Ein Irrtum, wie eine neue Kurzanalyse von Energy Brainpool im Auftrag der Ökoenergiegenossenschaft Green Planet Energy zeigt. Atomkraftwerke fallen demnach deutlich häufiger für die Stromproduktion aus als vergleichbare Kraftwerke. So waren in Frankreich seit dem Jahr 2018 im Schnitt nur 66 Prozent der installierten AKW-Leistung abrufbar. Die Verfügbarkeit der Meiler für die Versorgung lag damit rund ein Drittel unter der von Gas- und Wasserkraftwerken. „Laufzeitverlängerungen für bestehende Reaktoren sind für die Sicherheit der Energieversorgung tatsächlich als weniger effektiv einzuordnen als nachhaltige Investitionen in andere Kraftwerkstechnologien“, so das Fazit von Analyst Michael Claußner von Energy Brainpool.
Frankreich: Verfügbarkeit verschlechterte sich pro Jahr um 4 Prozentpunkte
„Die jahrzehntealten Atomkraftwerke sind kein Baustein einer sicheren Energieversorgung, sondern Risiko und Hemmschuh für den Ausbau erneuerbarer Technologien – das gilt für Frankreich ebenso wie für Deutschland“, sagt Sönke Tangermann, Vorstand bei Green Planet Energy – und ergänzt: „Was bringt uns eine Erzeugungstechnologie, auf die wir uns nicht verlassen können, wenn es darauf ankommt?“
Im untersuchten Beispielland Frankreich verschlechterte sich laut Analyse die Verfügbarkeit der dortigen Reaktoren langfristig im Schnitt um vier Prozentpunkte pro Jahr. Im April und Mai 2022 wurden dort sogar historische Tiefstwerte erreicht: Mehr als die Hälfte der installierten Kraftwerksleistung in Frankreich stand in diesem Zeitraum still. Die Folgen: Die Strompreise im Land schossen auf historische Höchstwerte – und Frankreich dürfte 2022 laut Analyse erstmals seit langer Zeit wieder Nettostromimporteur werden, statt überschüssigen Strom zu exportieren.
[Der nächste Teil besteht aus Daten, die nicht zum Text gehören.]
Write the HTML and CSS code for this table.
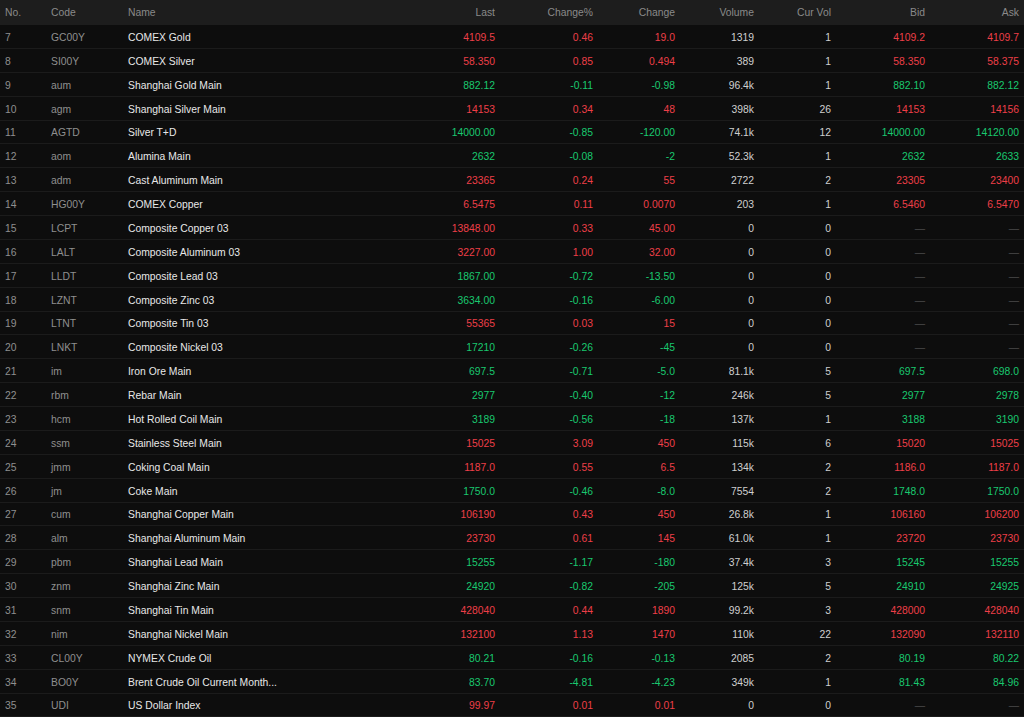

Chefs der französischen Energiekonzerne rufen gemeinsam zum Energiesparen auf
Auch vor diesem Hintergrund könnte sich ein Aufruf erklären, der in der jüngsten Ausgabe der Zeitung „Journal du Dimanche“ erschien. In großer Einmütigkeit und deutlichen Worten rufen die Chefs der drei größten Versorger zum Stromsparen auf. Grund seien die hohen Energiepreise und die unsichere Gasversorgung durch den Krieg in der Ukraine, schreiben Catherine MacGregor, Generaldirektorin von Engie, Jean-Bernard Lévy, Präsident und Generaldirektor von EDF, Patrick Pouyanné, Präsident und Generaldirektor von Totalenergies. Außerdem seien die steuerbaren Stromerzeugungskapazitäten in Europa aufgrund von nationalen Entscheidungen oder Wartungsprogrammen angespannt. Die Wasserkraftproduktion werde durch Wetterbedingungen und Dürren beeinträchtigt. „Wir rufen daher zu einer Bewusstseinsbildung und zu kollektiven und individuellen Maßnahmen auf, damit jeder von uns - jeder Verbraucher, jedes Unternehmen - sein Verhalten ändert und seinen Verbrauch von Energie, Strom, Gas und Erdölprodukten sofort einschränkt“, heißt es in dem Aufruf.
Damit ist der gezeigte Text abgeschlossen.